Innovations at the circuit level are focused on reducing the overhead of these architectures. For example, researchers are developing fully passive beamformers integrated directly into the circuitry of successive approximation register (SAR) ADCs, performing the beamforming operation in the charge domain to minimize power and area.37 Furthermore, to make massive MIMO viable for ISAC systems, the use of extreme low-resolution converters, such as 1-bit ADCs and DACs, is being actively investigated. Analysis shows that this approach could drastically reduce hardware cost and power consumption with only a modest performance degradation of around 1.96 dB.40

 

The Power Amplifier Challenge: Optimizing Linearity and Efficiency

 

The power amplifier is one of the most critical components in the RFFE, often dictating the system’s overall power consumption and signal quality. Next-generation communication systems, with their complex, wideband modulation schemes (like 1024-QAM) and high peak-to-average power ratios (PAPR), place conflicting demands on the PA: it must be both highly efficient to conserve power and highly linear to transmit the signal without distortion.20

  • Advanced PA Topologies: To address the efficiency challenge, advanced PA architectures like the Doherty Power Amplifier (DPA) are widely used. A DPA uses two amplifiers—a main and a peaking amplifier—to maintain high efficiency even when the PA is operating in power back-off, a common scenario for signals with high PAPR.20
  • The Critical Role of Digital Predistortion (DPD): High-efficiency PAs, particularly those based on GaN technology, are inherently nonlinear. This nonlinearity causes signal distortion, which is unacceptable for wideband 5G and 6G signals. Digital Predistortion (DPD) is a crucial signal processing technique used to solve this problem.42 DPD works by intentionally “pre-distorting” the digital signal before it reaches the PA in a way that is the inverse of the PA’s distortion characteristic. When the pre-distorted signal passes through the nonlinear PA, the two distortions cancel each other out, resulting in a clean, linear output. This allows the PA to be operated closer to its saturation region, where it is most efficient, without sacrificing signal quality.

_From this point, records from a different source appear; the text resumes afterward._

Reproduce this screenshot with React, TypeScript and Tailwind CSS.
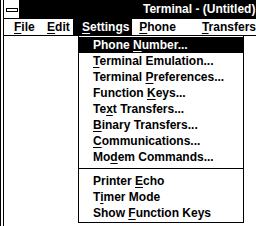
import type { ReactNode } from 'react';

const font = { fontFamily: '"Liberation Sans", Arial, sans-serif' };

function Key({ children }: { children: ReactNode }) {
  return <span className="underline decoration-1 underline-offset-[2px]">{children}</span>;
}

type Item = { pre: string; key: string; post: string; active?: boolean } | 'sep';

const items: Item[] = [
  { pre: 'Phone ', key: 'N', post: 'umber...', active: true },
  { pre: '', key: 'T', post: 'erminal Emulation...' },
  { pre: 'Terminal ', key: 'P', post: 'references...' },
  { pre: 'Function ', key: 'K', post: 'eys...' },
  { pre: 'Te', key: 'x', post: 't Transfers...' },
  { pre: '', key: 'B', post: 'inary Transfers...' },
  { pre: '', key: 'C', post: 'ommunications...' },
  { pre: 'Mo', key: 'd', post: 'em Commands...' },
  'sep',
  { pre: 'Printer ', key: 'E', post: 'cho' },
  { pre: 'T', key: 'i', post: 'mer Mode' },
  { pre: 'Show ', key: 'F', post: 'unction Keys' },
];

export default function App() {
  return (
    <div
      className="relative h-[226px] w-[256px] overflow-hidden border-l border-black bg-white pl-[2px] text-[12px] font-bold text-black"
      style={font}
    >
      <div className="flex h-full flex-col border-l border-black">
        {/* title bar */}
        <div className="flex h-[19px] border-b border-black">
          <div className="flex w-[15px] items-start bg-white pl-[2px] pt-[8px]">
            <div className="h-[4px] w-[12px] border border-black bg-white" />
          </div>
          <div className="flex-1 bg-black pl-[124px] leading-[18px] whitespace-nowrap text-white">
            Terminal - (Untitled)
          </div>
        </div>

        {/* menu bar */}
        <div className="flex h-[17px] border-b border-black pl-[2px] leading-[16px] whitespace-nowrap">
          <div className="w-[35px] pl-[8px]">
            <Key>F</Key>ile
          </div>
          <div className="w-[36px] pl-[8px]">
            <Key>E</Key>dit
          </div>
          <div className="w-[63px] bg-black pl-[9px] text-white">
            <Key>S</Key>ettings
          </div>
          <div className="w-[66px] pl-[7px]">
            <Key>P</Key>hone
          </div>
          <div className="pl-[8px]">
            <Key>T</Key>ransfers
          </div>
        </div>
      </div>

      {/* Settings dropdown */}
      <div className="absolute top-[35px] left-[77px] w-[166px] border border-black bg-white py-[1px]">
        {items.map((it, i) =>
          it === 'sep' ? (
            <div key={i} className="h-[8px] pt-[3px]">
              <div className="h-px bg-black" />
            </div>
          ) : (
            <div
              key={i}
              className={`h-[16px] pl-[14px] leading-[16px] whitespace-nowrap ${it.active ? 'bg-black text-white' : ''}`}
            >
              {it.pre}
              <Key>{it.key}</Key>
              {it.post}
            </div>
          ),
        )}
      </div>
    </div>
  );
}
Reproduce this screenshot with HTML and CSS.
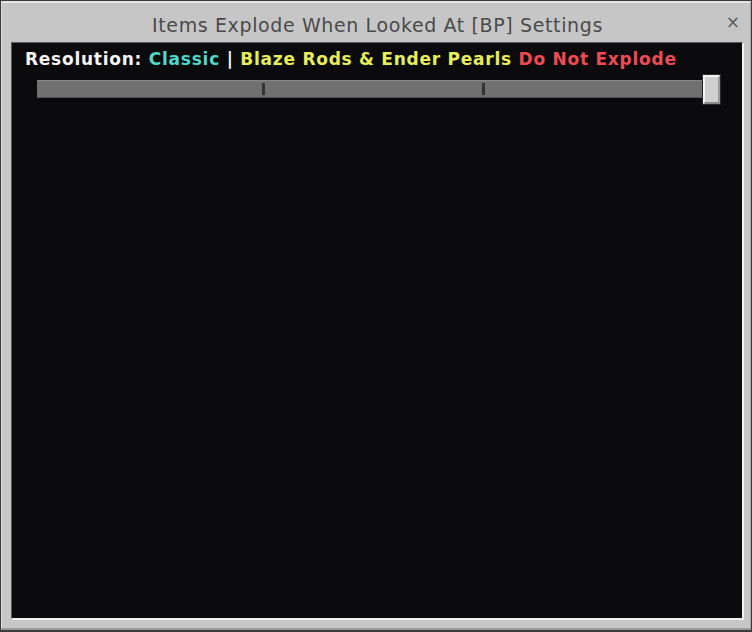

The complexity of DPD algorithms increases significantly for the wide bandwidths required by 5G-Advanced and 6G. The algorithms must compensate for not only static nonlinearities but also dynamic memory effects and other spurious phenomena common in GaN PAs.26 To push performance further, novel DPD approaches are being developed that use multi-objective optimization. Instead of simply minimizing the error, these advanced algorithms aim to find the optimal trade-off between linearity (measured by metrics like Adjacent Channel Power Ratio, or ACPR) and a second objective, such as maximizing output power. This can lead to significant performance gains; one study showed a 14% improvement in output power for the same level of linearity compared to traditional DPD methods.43

 

The Transceiver as a Sensor: Circuit Design for Integrated Sensing and Communication (ISAC)

 

The emergence of ISAC as a key 6G capability requires a fundamental rethinking of transceiver architecture. The RFFE must now be designed to support both communication and sensing, often simultaneously, which introduces unique circuit-level challenges.16

  • Hardware Co-design: A key principle of ISAC is the tight integration of baseband and RF hardware to reduce power, size, and latency. However, this is complicated by the fact that communication and sensing have different hardware requirements and are optimized for different performance metrics (e.g., spectral efficiency for communication vs. resolution for sensing).16
  • Full-Duplex Operation: Many sensing applications, like radar, require the system to transmit and receive at the same time. This makes full-duplex capability a critical requirement for ISAC transceivers. The primary challenge in full-duplex design is managing the immense self-interference, where the powerful transmitted signal leaks into and overwhelms the sensitive receiver.16
  • Sensitivity to Hardware Imperfections: Sensing often relies on the coherent accumulation of very weak reflected signals. This makes the receiver chain extremely sensitive to hardware imperfections like sampling jitter, frequency offset, and phase noise. Consequently, ISAC systems demand a higher degree of synchronization and stability than communication-only systems.16

Ultimately, the design of next-generation RFFEs involves navigating a complex set of trade-offs. There is a fundamental conflict between the goals of maximizing performance (high power, high linearity), minimizing cost and power (especially in massive MIMO systems), and enabling new functionalities (like ISAC). For instance, the fully digital beamforming that offers the best performance is prohibitively expensive for large arrays. The DPD required for linearity adds significant computational overhead. The full-duplex capability needed for ISAC introduces immense self-interference challenges. The key innovations in the field are those that find system-level architectural solutions to strike an optimal balance between these competing demands.

 

The Integration Imperative: Advanced Packaging and Interconnects

 

As operating frequencies push into the mmWave and sub-THz ranges, the physical integration of RF components becomes a dominant factor in system performance. The package is no longer a passive container but an active and critical part of the RF circuit. Advanced packaging technologies like System-in-Package (SiP) and Heterogeneous Integration (HI) are essential for realizing the complex, multi-technology RFFEs required for 5G-Advanced and 6G.

 

System-in-Package (SiP): Miniaturizing the RF Front-End Module

 

System-in-Package is a packaging methodology that integrates multiple semiconductor dice, often from different technologies, along with passive components into a single, highly integrated module that functions as a complete system or subsystem.45 SiP is the key enabling technology for combining the specialized GaN, SiGe, and RF-SOI chiplets discussed previously into a cohesive RFFE.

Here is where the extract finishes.